▼▼▼

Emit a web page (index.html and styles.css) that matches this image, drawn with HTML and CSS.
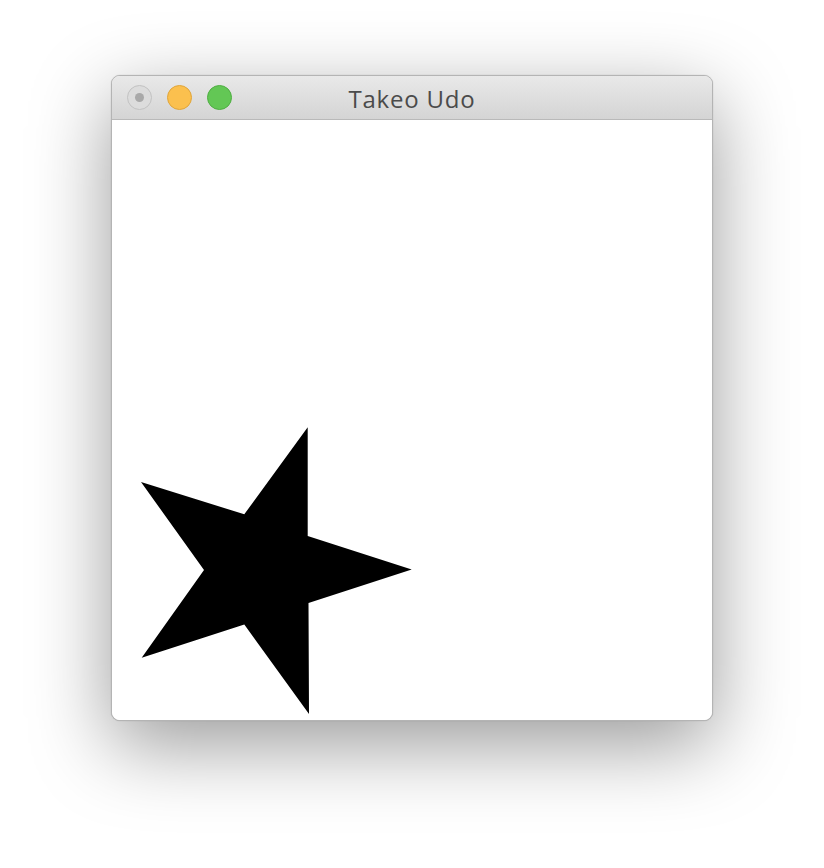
FILE: index.html
```html
<!DOCTYPE html>
<html>
<head>
<meta charset="utf-8">
<link rel="stylesheet" href="styles.css">
</head>
<body>
<div class="desktop">
  <div class="window">
    <div class="titlebar">
      <div class="lights">
        <span class="light close"><span class="dot"></span></span>
        <span class="light min"></span>
        <span class="light max"></span>
      </div>
      <div class="title">Takeo Udo</div>
    </div>
    <div class="content">
      <svg class="canvas" width="600" height="600" viewBox="0 0 600 600">
        <polygon points="195.7,307.3 195.7,416 299.7,449.5 196.5,483 197,594 132.3,504.5 29.7,537.7 92,450 29,362 132.3,394.3" fill="#000"/>
      </svg>
    </div>
  </div>
</div>
</body>
</html>
```
FILE: styles.css
```css
html, body {
  margin: 0;
  padding: 0;
  background: #fff;
}
.desktop {
  width: 824px;
  height: 868px;
  display: flex;
  justify-content: center;
  align-items: flex-start;
  padding-top: 75px;
  box-sizing: border-box;
}
.window {
  width: 600px;
  border: 1px solid #b4b4b4;
  border-radius: 9px;
  overflow: hidden;
  background: #fff;
  box-shadow: 0 24px 80px rgba(0,0,0,0.4), 0 0 1px rgba(0,0,0,0.3);
}
.titlebar {
  height: 43px;
  border-bottom: 1px solid #b9b9b9;
  background: linear-gradient(#e9e9e9, #d4d4d4);
  position: relative;
  display: flex;
  align-items: center;
  justify-content: center;
}
.lights {
  position: absolute;
  left: 15px;
  top: 9px;
  display: flex;
  gap: 15px;
}
.light {
  width: 25px;
  height: 25px;
  border-radius: 50%;
  box-sizing: border-box;
  display: flex;
  align-items: center;
  justify-content: center;
}
.close {
  background: #dcdcdc;
  border: 1px solid #c2c2c2;
}
.close .dot {
  width: 9px;
  height: 9px;
  border-radius: 50%;
  background: #a9a9a9;
}
.min {
  background: #fbc04e;
  border: 1px solid #e0a53a;
}
.max {
  background: #63c755;
  border: 1px solid #4fae42;
}
.title {
  font-family: "Open Sans", "Liberation Sans", sans-serif;
  font-size: 24px;
  letter-spacing: 0.8px;
  color: #4b4b4b;
  margin-top: 1px;
}
.content {
  width: 600px;
  height: 600px;
  background: #fff;
}
.canvas {
  display: block;
}
```
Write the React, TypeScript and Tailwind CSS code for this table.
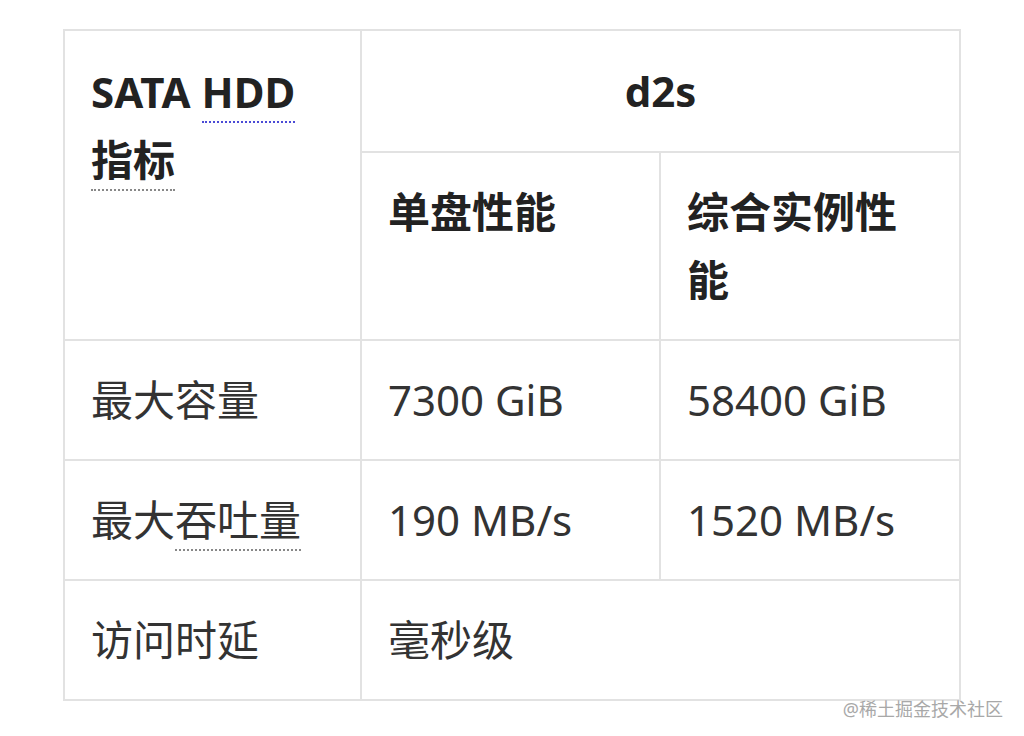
const font = { fontFamily: '"Noto Sans", "Noto Sans CJK SC", sans-serif' }

function Dotted({ children, color }: { children: React.ReactNode; color: string }) {
  return (
    <span className={`border-b-2 border-dotted pb-[1px] ${color}`}>{children}</span>
  )
}

const cell = 'border-2 border-[#e2e2e2] px-[26px] py-[25px] align-top'

export default function App() {
  return (
    <div className="relative h-[736px] w-[1024px] overflow-hidden bg-white pl-[63px] pt-[29px]" style={font}>
      <table className="w-[898px] table-fixed border-collapse text-[42px] leading-[68px] text-[#333]">
        <colgroup>
          <col className="w-[297px]" />
          <col className="w-[299px]" />
          <col className="w-[300px]" />
        </colgroup>
        <thead className="font-bold text-[#222]">
          <tr>
            <th rowSpan={2} className={`${cell} pt-[27px] text-left`}>
              SATA <Dotted color="border-[#4b4bd6]">HDD</Dotted>
              <br />
              <Dotted color="border-[#888]">指标</Dotted>
            </th>
            <th colSpan={2} className={`${cell} py-[26px] text-center`}>
              d2s
            </th>
          </tr>
          <tr>
            <th className={`${cell} text-left`}>单盘性能</th>
            <th className={`${cell} text-left`}>综合实例性能</th>
          </tr>
        </thead>
        <tbody>
          <tr>
            <td className={cell}>最大容量</td>
            <td className={cell}>7300 GiB</td>
            <td className={cell}>58400 GiB</td>
          </tr>
          <tr>
            <td className={cell}>
              最大<Dotted color="border-[#888]">吞吐量</Dotted>
            </td>
            <td className={cell}>190 MB/s</td>
            <td className={cell}>1520 MB/s</td>
          </tr>
          <tr>
            <td className={cell}>访问时延</td>
            <td colSpan={2} className={cell}>
              毫秒级
            </td>
          </tr>
        </tbody>
      </table>
      <div className="absolute right-[21px] bottom-[18px] text-[18px] leading-none text-[#a8a8a8]">
        @稀土掘金技术社区
      </div>
    </div>
  )
}
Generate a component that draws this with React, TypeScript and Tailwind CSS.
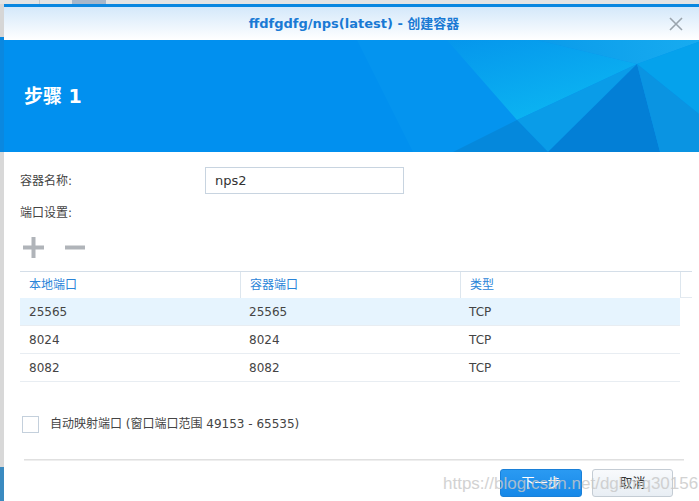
import React from 'react'

const font = { fontFamily: '"DejaVu Sans", "Noto Sans CJK SC", sans-serif' }

const ports = [
  { local: '25565', container: '25565', type: 'TCP' },
  { local: '8024', container: '8024', type: 'TCP' },
  { local: '8082', container: '8082', type: 'TCP' },
]

function Banner() {
  return (
    <div className="relative h-[112px] bg-[#0190ef] overflow-hidden">
      {/* background facets */}
      <svg className="absolute inset-0" width="700" height="112" viewBox="0 0 700 112">
        <defs>
          <linearGradient id="fa" x1="0" y1="0" x2="0.6" y2="1">
            <stop offset="0" stopColor="#0596ec" />
            <stop offset="1" stopColor="#0cb6f2" />
          </linearGradient>
          <linearGradient id="fb" x1="0" y1="0" x2="1" y2="0">
            <stop offset="0" stopColor="#0a9bea" />
            <stop offset="1" stopColor="#18acf0" />
          </linearGradient>
        </defs>
        <polygon points="353,0 700,0 700,112 409,112" fill="#0494ef" />
        <polygon points="443,0 533,0 633,24 513,80" fill="url(#fa)" />
        <polygon points="533,0 700,0 633,24" fill="url(#fb)" />
        <polygon points="633,24 700,0 700,78" fill="#05a2ec" />
        <polygon points="513,80 633,24 544,112" fill="#0a9ce8" />
        <polygon points="449,112 513,80 544,112" fill="#0588dc" />
        <polygon points="633,24 544,112 656,112" fill="#037fd6" />
        <polygon points="633,24 700,78 700,112 656,112" fill="#0a94e2" />
      </svg>
      <div className="relative h-full flex items-center pl-[20px]">
        <span className="text-white text-[19px] font-bold">步骤 1</span>
      </div>
    </div>
  )
}

function PortTable() {
  return (
    <div className="w-[672px]">
      <div className="grid grid-cols-[220px_220px_220px_12px] h-[27px] border-t border-[#d4dee8]">
        {['本地端口', '容器端口', '类型'].map((h, i) => (
          <div
            key={h}
            className={`flex items-center pl-[9px] text-[12px] text-[#2a84d8] ${i > 0 ? 'border-l border-[#dde6ee]' : ''}`}
          >
            {h}
          </div>
        ))}
        <div className="border-l border-[#dde6ee] border-b border-b-[#e4eaf0]" />
      </div>
      <div className="w-[660px]">
        {ports.map((p, i) => (
          <div
            key={p.local}
            className={`grid grid-cols-[220px_220px_220px] h-[28px] border-b border-[#e8edf2] text-[12px] text-[#444] ${i === 0 ? 'bg-[#e6f4fe]' : ''}`}
          >
            <div className="flex items-center pl-[9px]">{p.local}</div>
            <div className="flex items-center pl-[9px]">{p.container}</div>
            <div className="flex items-center pl-[9px]">{p.type}</div>
          </div>
        ))}
      </div>
    </div>
  )
}

export default function App() {
  return (
    <div className="relative w-[699px] h-[501px] overflow-hidden bg-[#dcdcdc]" style={font}>
      {/* window behind */}
      <div className="h-[4px] bg-[#e4e4e4] flex">
        <div className="w-[40px] shrink-0 border-r border-[#c8c8c8]" />
        <div className="ml-[32px] w-[34px] bg-[#6a8ab0] opacity-50" />
      </div>
      <div className="flex h-[497px]">
        <div className="w-[4px] shrink-0 flex flex-col">
          <div className="h-[33px] bg-[#d6d6d6]" />
          <div className="h-[115px] bg-[#0a88e0]" />
          <div className="h-[315px] bg-[#d8d8d8]" />
          <div className="flex-1 bg-[#3a8ac0]" />
        </div>

        {/* dialog */}
        <div className="w-[700px] shrink-0 bg-white flex flex-col">
          <div className="h-[3px] bg-[#0a87e0]" />
          <div className="relative h-[33px] bg-gradient-to-b from-[#d4e8fa] to-[#ffffff] flex items-center justify-center">
            <span className="text-[13px] text-[#1a7ad4] font-bold">ffdfgdfg/nps(latest) - 创建容器</span>
            <svg className="absolute left-[665px] top-[10px]" width="14" height="14" viewBox="0 0 14 14">
              <path d="M1 1 L13 13 M13 1 L1 13" stroke="#9aa4ad" strokeWidth="1.6" />
            </svg>
          </div>
          <Banner />

          <div className="flex-1 flex flex-col pl-[16px] pt-[15px]">
            <div className="flex items-center h-[27px]">
              <span className="w-[185px] text-[12px] text-[#444]">容器名称:</span>
              <div className="w-[199px] h-[27px] border border-[#c8d4e0] flex items-center pl-[9px] text-[13px] text-[#333]">
                nps2
              </div>
            </div>
            <div className="mt-[10px] h-[18px] flex items-center text-[12px] text-[#444]">端口设置:</div>

            <div className="mt-[15px] flex items-center h-[21px] pl-[3px] gap-[21px]">
              <svg width="21" height="21" viewBox="0 0 21 21">
                <path d="M10.5 0 V21 M0 10.5 H21" stroke="#b0b4b9" strokeWidth="4" />
              </svg>
              <svg width="20" height="21" viewBox="0 0 20 21">
                <path d="M0 10.5 H20" stroke="#b0b4b9" strokeWidth="4" />
              </svg>
            </div>

            <div className="mt-[13px]">
              <PortTable />
            </div>

            <div className="mt-[33px] flex items-center pl-[2px] h-[18px]">
              <div className="w-[17px] h-[17px] border border-[#c4d0dc] bg-white" />
              <span className="ml-[11px] text-[12px] text-[#444]">自动映射端口 (窗口端口范围 49153 - 65535)</span>
            </div>

            <div className="mt-[26px] ml-[4px] w-[660px] h-[2px] bg-[#e0e0e0] border-b border-[#eeeeee]" />

            <div className="mt-[8px] flex pl-[480px] gap-[10px]">
              <button className="w-[82px] h-[28px] rounded-[3px] border border-[#1a80d8] bg-gradient-to-b from-[#2a9af2] to-[#1688e8] text-white text-[13px]">
                下一步
              </button>
              <button className="w-[81px] h-[28px] rounded-[3px] border border-[#c4ccd4] bg-gradient-to-b from-[#f8fafc] to-[#e8eef4] text-[#333] text-[13px]">
                取消
              </button>
            </div>
          </div>
        </div>
      </div>

      {/* watermark */}
      <div
        className="absolute left-[443px] top-[471px] text-[17px] text-[#c8c8c8] opacity-80 whitespace-nowrap"
        style={{ fontFamily: '"Liberation Sans", sans-serif' }}
      >
        https://blog.csdn.net/dgkmq30156
      </div>
    </div>
  )
}
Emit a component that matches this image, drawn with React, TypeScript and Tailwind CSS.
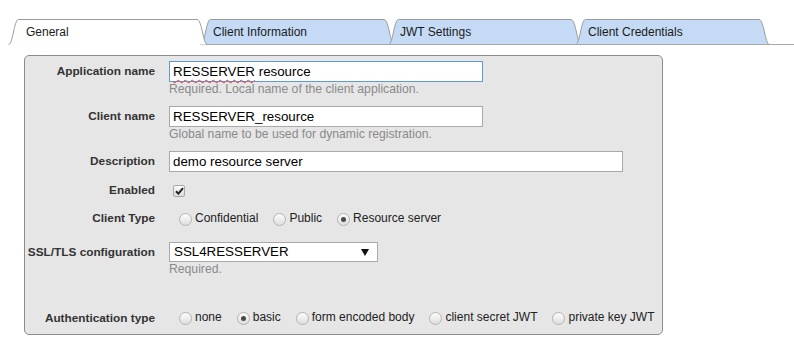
import React from 'react';

type Tab = { label: string; width: number; textPad: number; active?: boolean };

const tabs: Tab[] = [
    { label: 'General', width: 200, textPad: 18, active: true },
    { label: 'Client Information', width: 195, textPad: 13 },
    { label: 'JWT Settings', width: 194, textPad: 12 },
    { label: 'Client Credentials', width: 195, textPad: 13 },
];

function TabShape({ width, active }: { width: number; active?: boolean }) {
    const w = width;
    const outline = `M0.5,25.5 C5,25.5 6,0.5 10.5,0.5 L${w - 11},0.5 C${w - 6},0.5 ${w - 5},25.5 ${w - 0.5},25.5`;
    return (
        <svg className="absolute inset-0" width={w} height={26} viewBox={`0 0 ${w} 26`}>
            <path d={outline + (active ? '' : ' Z')} fill={active ? '#ffffff' : '#c5dbf5'} stroke="none" />
            <path d={outline} fill="none" stroke="#9a9a9a" strokeWidth={1} />
            {!active && <line x1={0} y1={25.5} x2={w} y2={25.5} stroke="#a8a8a8" strokeWidth={1} />}
        </svg>
    );
}

function Radio({ checked }: { checked?: boolean }) {
    return (
        <span className="relative flex items-center justify-center w-[13px] h-[13px] rounded-full border border-[#b4b4b4] bg-gradient-to-b from-[#fdfdfd] to-[#dedede] shrink-0">
            {checked && <span className="w-[5px] h-[5px] rounded-full bg-[#4a4a4a]" />}
        </span>
    );
}

function RadioOption({ label, checked, first }: { label: string; checked?: boolean; first?: boolean }) {
    return (
        <div className={`flex items-center shrink-0 whitespace-nowrap mr-[15px] ${first ? 'ml-[10px]' : ''}`}>
            <Radio checked={checked} />
            <span className="ml-[3px] -mt-[3px] text-[12px] text-[#222]">{label}</span>
        </div>
    );
}

function Label({ children }: { children: React.ReactNode }) {
    return (
        <div className="w-[130px] mr-[14px] text-right text-[11.8px] font-bold text-[#333] shrink-0 whitespace-nowrap">{children}</div>
    );
}

function TextBox({ width, focused, children }: { width: number; focused?: boolean; children: React.ReactNode }) {
    return (
        <div
            className={`h-[21px] bg-white border pl-[3px] text-[13.33px] leading-[19px] text-black whitespace-nowrap ${focused ? 'border-[#5c9ad8]' : 'border-[#a9a9a9]'}`}
            style={{ width }}
        >
            {children}
        </div>
    );
}

function Help({ children }: { children: React.ReactNode }) {
    return <div className="text-[12.2px] leading-[14px] text-[#8a8a8a] whitespace-nowrap">{children}</div>;
}

export default function App() {
    return (
        <div className="w-[794px] h-[348px] bg-white overflow-hidden font-['Liberation_Sans',Arial,sans-serif]">
            <div className="flex pl-[8px] mt-[19px]">
                {tabs.map((tab, i) => (
                    <div
                        key={tab.label}
                        className={`relative h-[26px] shrink-0 ${i > 0 ? (i === 1 ? '-ml-[8px]' : '-ml-[7px]') : ''} ${tab.active ? 'z-10' : ''}`}
                        style={{ width: tab.width }}
                    >
                        <TabShape width={tab.width} active={tab.active} />
                        <span className="relative block text-[12px] leading-[26px] text-[#1a1a1a]" style={{ paddingLeft: tab.textPad }}>
                            {tab.label}
                        </span>
                    </div>
                ))}
                <div className="flex-1 h-[26px] border-b border-[#a8a8a8]" />
            </div>

            <div className="ml-[24px] mt-[10px] w-[639px] h-[280px] bg-[#e6e6e6] border border-[#8c8c8c] rounded-[5px] pt-[5px]">
                <div className="flex items-start">
                    <Label><div className="leading-[21px]">Application name</div></Label>
                    <div>
                        <TextBox width={314} focused>
                            <span className="underline decoration-wavy decoration-[#e04040] decoration-1 underline-offset-[3px]">RESSERVER</span> resource
                        </TextBox>
                        <Help>Required. Local name of the client application.</Help>
                    </div>
                </div>

                <div className="flex items-start mt-[10px]">
                    <Label><div className="leading-[21px]">Client name</div></Label>
                    <div>
                        <TextBox width={314}>RESSERVER_resource</TextBox>
                        <Help>Global name to be used for dynamic registration.</Help>
                    </div>
                </div>

                <div className="flex items-center mt-[10px]">
                    <Label><div className="leading-[21px]">Description</div></Label>
                    <TextBox width={454}>demo resource server</TextBox>
                </div>

                <div className="flex items-center h-[20px] mt-[9px]">
                    <Label>Enabled</Label>
                    <span className="ml-[4px] w-[12px] h-[12px] border border-[#a8a8a8] rounded-[2px] bg-gradient-to-b from-[#fbfbfb] to-[#dcdcdc] flex items-center justify-center">
                        <svg width="9" height="8" viewBox="0 0 9 8">
                            <path d="M1 4.2 L3.4 6.6 L8 1.2" fill="none" stroke="#222" strokeWidth="2" />
                        </svg>
                    </span>
                </div>

                <div className="flex items-center h-[20px] mt-[8px]">
                    <Label>Client Type</Label>
                    <RadioOption label="Confidential" first />
                    <RadioOption label="Public" />
                    <RadioOption label="Resource server" checked />
                </div>

                <div className="flex items-start mt-[13px]">
                    <Label><div className="leading-[20px]">SSL/TLS configuration</div></Label>
                    <div>
                        <div className="w-[209px] h-[20px] bg-white border border-[#a9a9a9] pl-[4px] pr-[8px] flex items-center justify-between text-[13.33px] text-black">
                            <span>SSL4RESSERVER</span>
                            <svg width="8" height="7" viewBox="0 0 8 7">
                                <path d="M0 0 L8 0 L4 7 Z" fill="#111" />
                            </svg>
                        </div>
                        <Help>Required.</Help>
                    </div>
                </div>

                <div className="flex items-center h-[20px] mt-[32px]">
                    <Label><div className="pt-[2px]">Authentication type</div></Label>
                    <RadioOption label="none" first />
                    <RadioOption label="basic" checked />
                    <RadioOption label="form encoded body" />
                    <RadioOption label="client secret JWT" />
                    <RadioOption label="private key JWT" />
                </div>
            </div>
        </div>
    );
}
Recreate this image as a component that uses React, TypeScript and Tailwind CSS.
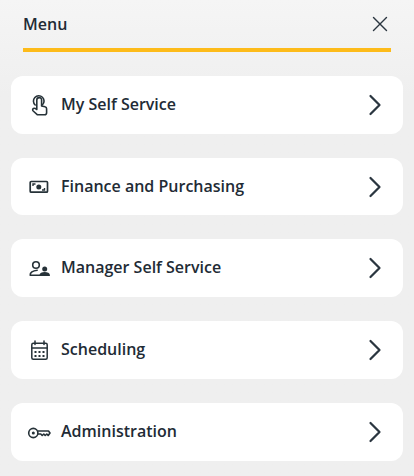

▲▲▲

Task statement: Display every line of the listing that contains the string "drawn".

Response to the exercise:
Emit a web page (index.html and styles.css) that matches this image, drawn with HTML and CSS.
Emit a component that matches this image, drawn with React, TypeScript and Tailwind CSS.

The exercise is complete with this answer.